И видение этого образа, знание его должно быть безошибочно. До конца отчетливо. Тогда без блужданий и "искательства" этот образ станет монолитной серией кадров на съемке -- а в предвидении их количества -- предвидением ритма.
Уважение к съемочному времени -- одно из важнейших условий культуры съемочного труда и успеха.
Ни одной секунды потери в нем. Уплотненность до конца как в течение самих часов работы, так и в минутах начала.
Ручка должна завертеться в назначенный час. Один час задержки начала съемки -- потеря не одного часа, а половины съемочного дня: дисциплинированнейший коллектив немедленно размагничивается, и развал съемочного дня идет по всем швам.
Есть еще одна легенда. Она примерно гласит, что "на съемку опоздать невозможно". Другими словами -- когда не приди -- все равно, всегда есть повод и основание еще не начать снимать.
Этому должен быть положен жесточайший предел Эти бредни надо искоренять со всей беспощадностью.
Час начала съемки, час начала условленной работы по подготовке съемки должен быть священным часом. В нем кроется гораздо больше, чем может показаться.
В нем залог и показатель дисциплинированности, в нем признак охваченности одержимостью своей работы.
И взамен позорного, освященного скверной традицией некультурного лозунга о том, что "на съемку невозможно опоздать", мы выдвигаем другой -- "нет часа, который был бы слишком ранним для прихода на съемку", с тем чтобы всем от мала до велика быть вполне готовыми к значительному мгновению творческого слияния всех членов группы в тот замечательный момент, когда "завертится ручка".

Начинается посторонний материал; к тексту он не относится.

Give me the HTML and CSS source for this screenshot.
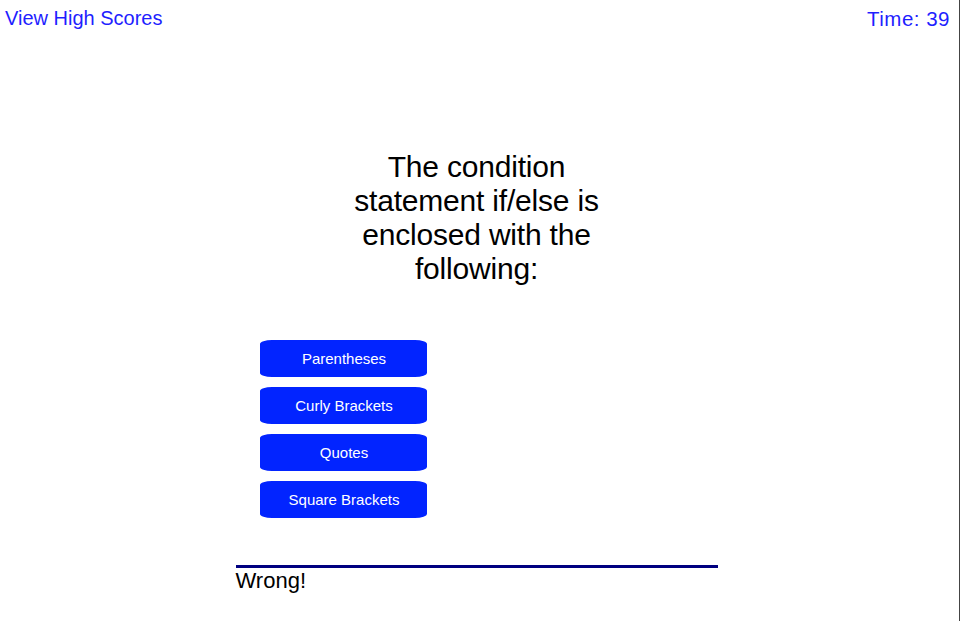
FILE: index.html
```html
<!DOCTYPE html>
<html lang="en">
<head>
<meta charset="utf-8">
<title>Code Quiz</title>
<link rel="stylesheet" href="styles.css">
</head>
<body>
<div class="page">
  <header class="topbar">
    <a class="scores-link" href="#">View High Scores</a>
    <span class="timer">Time: 39</span>
  </header>
  <main class="quiz">
    <h2 class="question">The condition statement if/else is enclosed with the following:</h2>
    <div class="choices">
      <button class="choice">Parentheses</button>
      <button class="choice">Curly Brackets</button>
      <button class="choice">Quotes</button>
      <button class="choice">Square Brackets</button>
    </div>
    <div class="feedback">Wrong!</div>
  </main>
</div>
</body>
</html>
```

FILE: styles.css
```css
html, body {
  margin: 0;
  padding: 0;
  background: #fff;
}

body {
  font-family: "Liberation Sans", Arial, sans-serif;
  color: #000;
}

.page {
  width: 960px;
  height: 621px;
  box-sizing: border-box;
  border-right: 1px solid #444;
  padding-right: 6px;
  overflow: hidden;
}

.topbar {
  display: flex;
  justify-content: space-between;
  padding: 7px 3px 0 5px;
  font-size: 20px;
  line-height: 23px;
}

.scores-link,
.timer {
  color: #1f1fff;
  text-decoration: none;
}

.timer {
  font-size: 20.5px;
  letter-spacing: 0.5px;
}

.quiz {
  width: 482px;
  margin: 0 auto;
}

.question {
  width: 280px;
  margin: 120px auto 0;
  font-size: 30px;
  font-weight: normal;
  line-height: 34px;
  text-align: center;
  letter-spacing: -0.2px;
}

.choices {
  display: flex;
  flex-direction: column;
  align-items: flex-start;
  gap: 10px;
  margin: 54px 0 0 24px;
}

.choice {
  width: 167px;
  height: 37px;
  border: none;
  border-radius: 12px / 4px;
  background: #0224ff;
  color: #fff;
  font-family: "Liberation Sans", Arial, sans-serif;
  font-size: 15px;
  padding: 0 0 0 2px;
  cursor: pointer;
}

.feedback {
  margin-top: 47px;
  border-top: 3px solid #000080;
  font-size: 22px;
  line-height: 25px;
}
```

Потылиха -- это живые люди. И если эти люди будут знать, чего хотят, и хотеть знать, чего хотеть, -- они сумеют осуществить, что знают и чего хотят.

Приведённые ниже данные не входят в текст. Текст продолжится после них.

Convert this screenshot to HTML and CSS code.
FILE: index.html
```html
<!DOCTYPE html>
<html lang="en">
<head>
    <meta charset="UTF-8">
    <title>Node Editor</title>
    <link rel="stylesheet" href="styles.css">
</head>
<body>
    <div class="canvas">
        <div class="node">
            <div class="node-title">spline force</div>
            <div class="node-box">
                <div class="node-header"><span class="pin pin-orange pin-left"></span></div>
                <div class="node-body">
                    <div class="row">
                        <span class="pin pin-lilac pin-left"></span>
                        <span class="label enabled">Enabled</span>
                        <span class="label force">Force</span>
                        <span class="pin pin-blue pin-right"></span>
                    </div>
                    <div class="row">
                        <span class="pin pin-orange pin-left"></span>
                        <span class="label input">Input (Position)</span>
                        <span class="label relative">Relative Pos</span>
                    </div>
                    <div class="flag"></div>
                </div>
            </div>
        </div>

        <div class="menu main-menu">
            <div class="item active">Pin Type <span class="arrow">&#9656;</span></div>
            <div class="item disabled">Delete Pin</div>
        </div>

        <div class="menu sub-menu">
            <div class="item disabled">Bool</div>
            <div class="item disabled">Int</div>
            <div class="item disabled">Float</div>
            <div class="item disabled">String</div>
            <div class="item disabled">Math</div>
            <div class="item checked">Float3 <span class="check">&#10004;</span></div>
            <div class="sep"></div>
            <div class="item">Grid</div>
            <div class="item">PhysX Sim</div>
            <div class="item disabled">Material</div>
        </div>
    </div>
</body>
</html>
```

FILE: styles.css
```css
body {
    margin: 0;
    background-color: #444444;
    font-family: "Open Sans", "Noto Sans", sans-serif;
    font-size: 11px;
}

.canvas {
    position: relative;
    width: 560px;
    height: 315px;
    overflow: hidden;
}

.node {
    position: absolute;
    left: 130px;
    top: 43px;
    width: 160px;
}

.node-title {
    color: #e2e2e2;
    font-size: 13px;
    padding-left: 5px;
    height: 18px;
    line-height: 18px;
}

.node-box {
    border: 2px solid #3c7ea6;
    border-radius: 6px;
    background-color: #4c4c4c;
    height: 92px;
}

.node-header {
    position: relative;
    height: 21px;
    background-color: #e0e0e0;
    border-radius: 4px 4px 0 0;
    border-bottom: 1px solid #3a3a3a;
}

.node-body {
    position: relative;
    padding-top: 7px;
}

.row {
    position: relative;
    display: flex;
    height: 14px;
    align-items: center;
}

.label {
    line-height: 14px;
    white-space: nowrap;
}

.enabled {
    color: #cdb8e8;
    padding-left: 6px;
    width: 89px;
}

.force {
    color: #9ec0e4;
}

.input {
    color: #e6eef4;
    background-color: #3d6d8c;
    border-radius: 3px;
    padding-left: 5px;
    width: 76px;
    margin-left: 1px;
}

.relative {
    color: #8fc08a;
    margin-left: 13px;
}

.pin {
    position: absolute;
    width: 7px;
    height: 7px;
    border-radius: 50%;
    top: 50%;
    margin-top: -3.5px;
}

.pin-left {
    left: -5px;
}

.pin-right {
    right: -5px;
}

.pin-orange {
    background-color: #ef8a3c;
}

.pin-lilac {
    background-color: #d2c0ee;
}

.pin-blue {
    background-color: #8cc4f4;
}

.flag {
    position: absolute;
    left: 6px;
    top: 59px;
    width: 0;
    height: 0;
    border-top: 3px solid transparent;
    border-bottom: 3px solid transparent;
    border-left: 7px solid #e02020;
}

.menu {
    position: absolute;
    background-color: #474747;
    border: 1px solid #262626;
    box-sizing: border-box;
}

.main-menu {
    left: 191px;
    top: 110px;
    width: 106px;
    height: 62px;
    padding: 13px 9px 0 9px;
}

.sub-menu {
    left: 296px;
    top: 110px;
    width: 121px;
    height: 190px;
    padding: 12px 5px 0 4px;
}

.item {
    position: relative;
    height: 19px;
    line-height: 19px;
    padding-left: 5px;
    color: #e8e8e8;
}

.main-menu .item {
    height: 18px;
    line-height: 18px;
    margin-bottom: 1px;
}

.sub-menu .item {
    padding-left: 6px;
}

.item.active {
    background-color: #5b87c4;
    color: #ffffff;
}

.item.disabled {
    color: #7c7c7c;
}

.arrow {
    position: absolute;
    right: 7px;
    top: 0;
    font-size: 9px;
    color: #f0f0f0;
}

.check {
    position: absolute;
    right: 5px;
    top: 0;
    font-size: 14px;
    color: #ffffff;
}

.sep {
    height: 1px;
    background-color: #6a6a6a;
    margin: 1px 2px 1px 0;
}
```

Тогда нам всем будет ясно, что на Потылихе работать можно. А раз можно, стало быть, и должно.
Этого от нас ждет наша партия, наша страна, этого ждут все те, кому дорог высокий стандарт большевистской кинематографии.
Это в пятнадцатилетие кино мы обещали.
Это обещание мы должны сдержать. И это обещание сдержать мы можем.
Комментарии
Статья написана в 1935 г. в связи с высказанными некоторыми киноработниками предположениями о невозможности работать на вновь отстроенной киностудии "Мосфильм". Впервые статья была опубликована в студийной многотиражной газете "За большевистский фильм" 9 сентября 1935 г., по тексту которой публиковалась в сб.: С. Эйзенштейн, Избранные статьи, М., 1956, стр. 303 -- 305, и воспроизводится в настоящем издании. Авторский подлинник не сохранился.

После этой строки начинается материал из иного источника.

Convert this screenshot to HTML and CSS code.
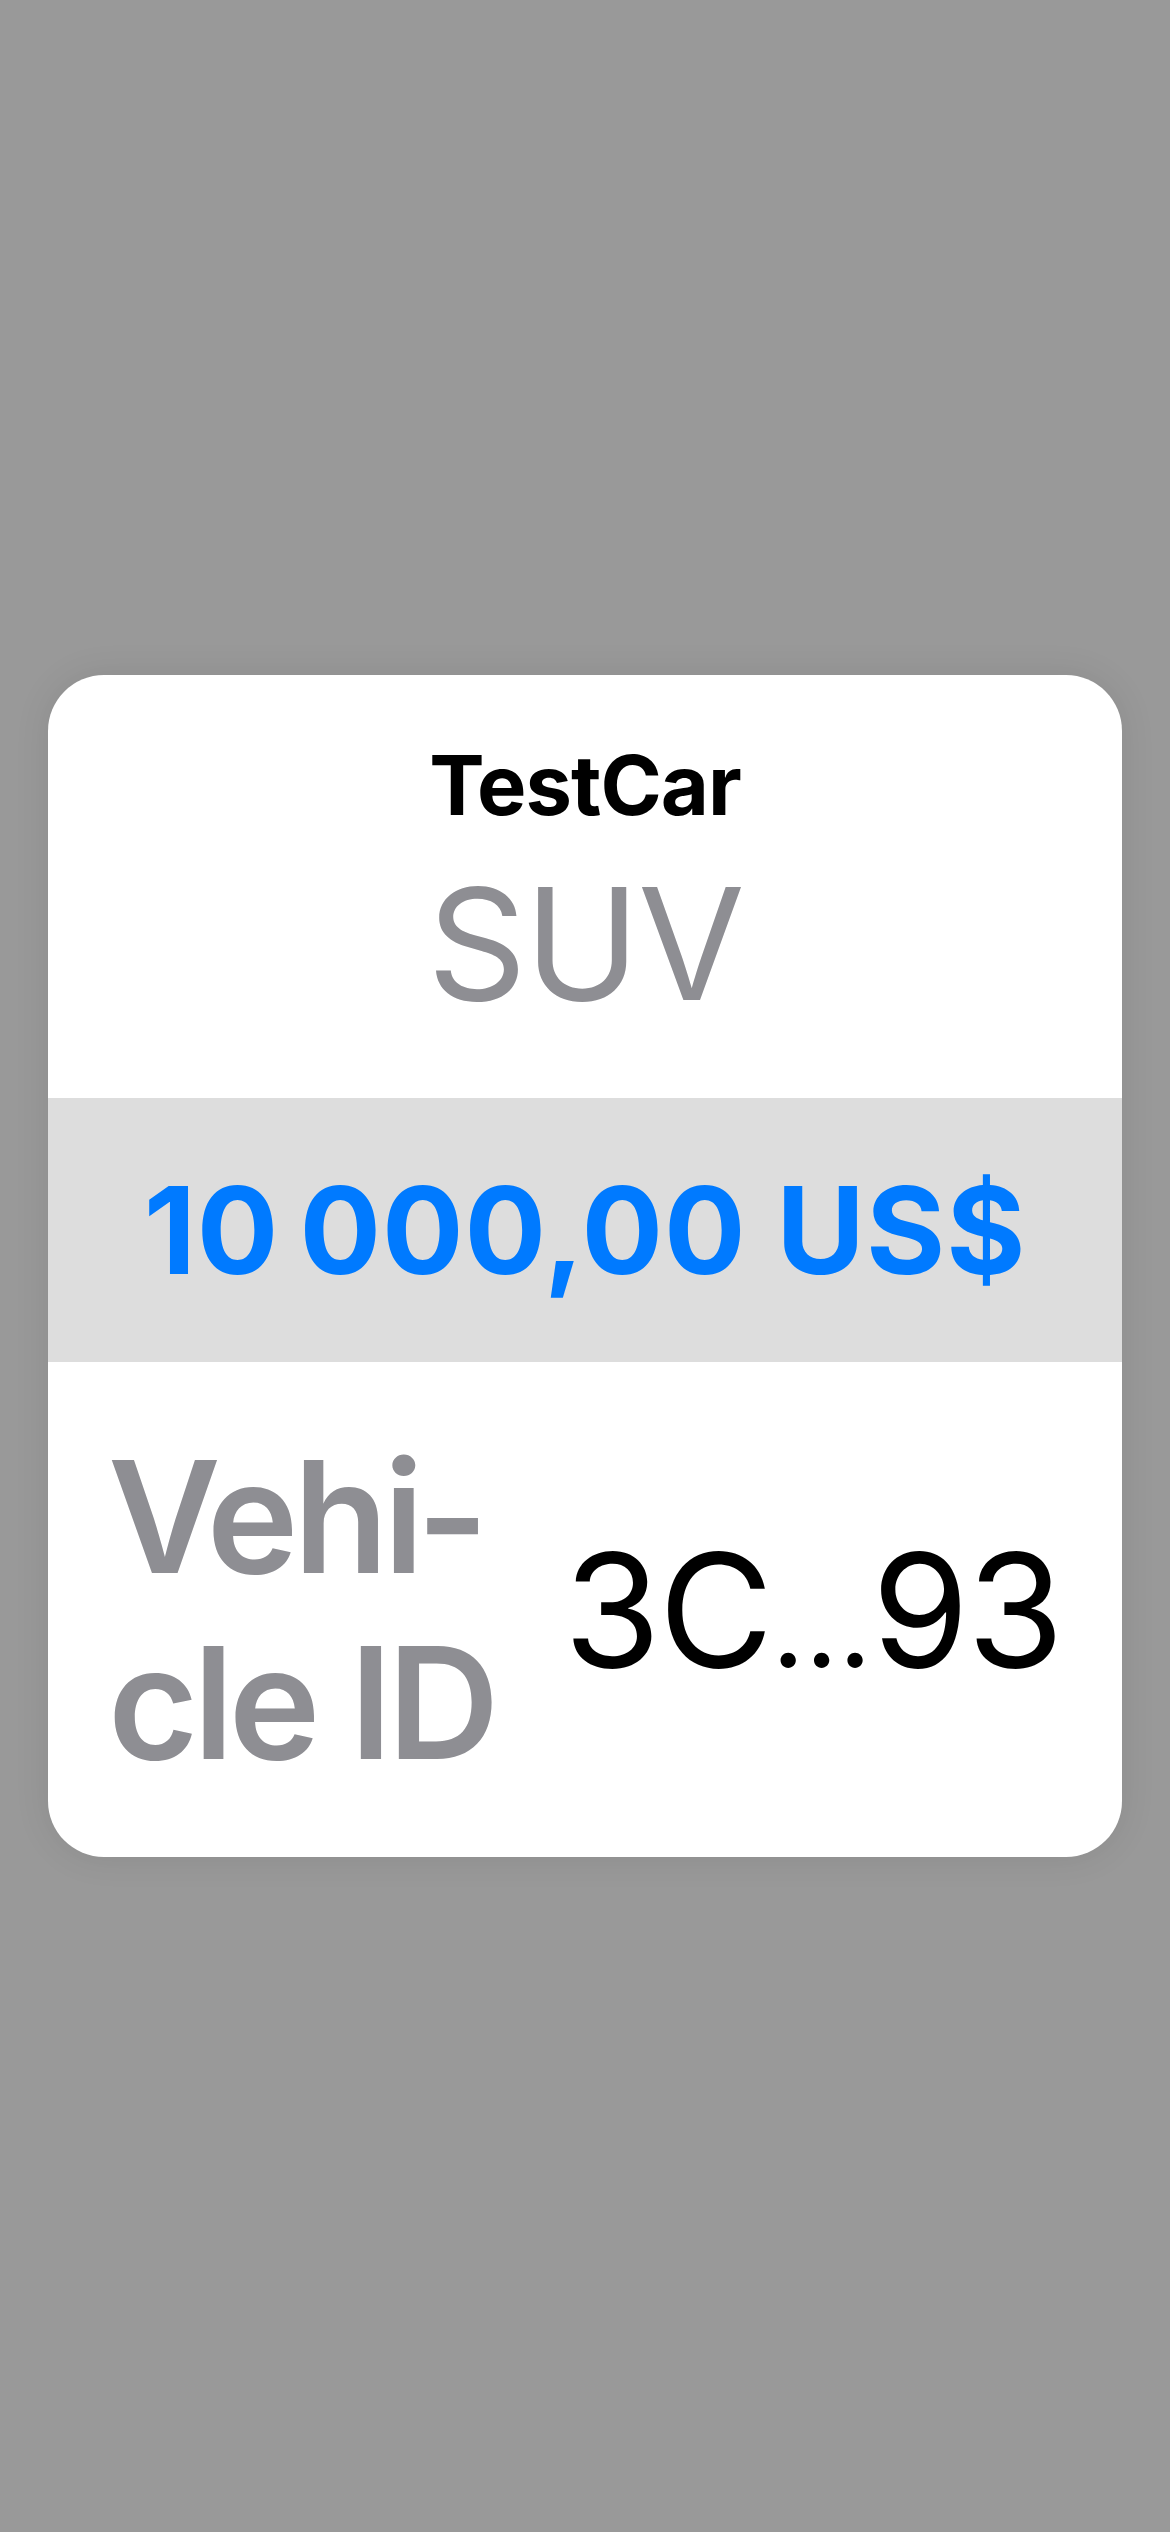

[i] ... системы "железного сценария"... -- С. М. Эйзенштейн неоднократно возражал против механического заимствования из американского и немецкого кино практики создания фильмов по системе так называемых "железных сценариев", при которой постановщики картин должны были строго следовать утвержденным режиссерским сценариям, в которых указывались номера кадров, метраж, способы съемок и содержание каждого кадра.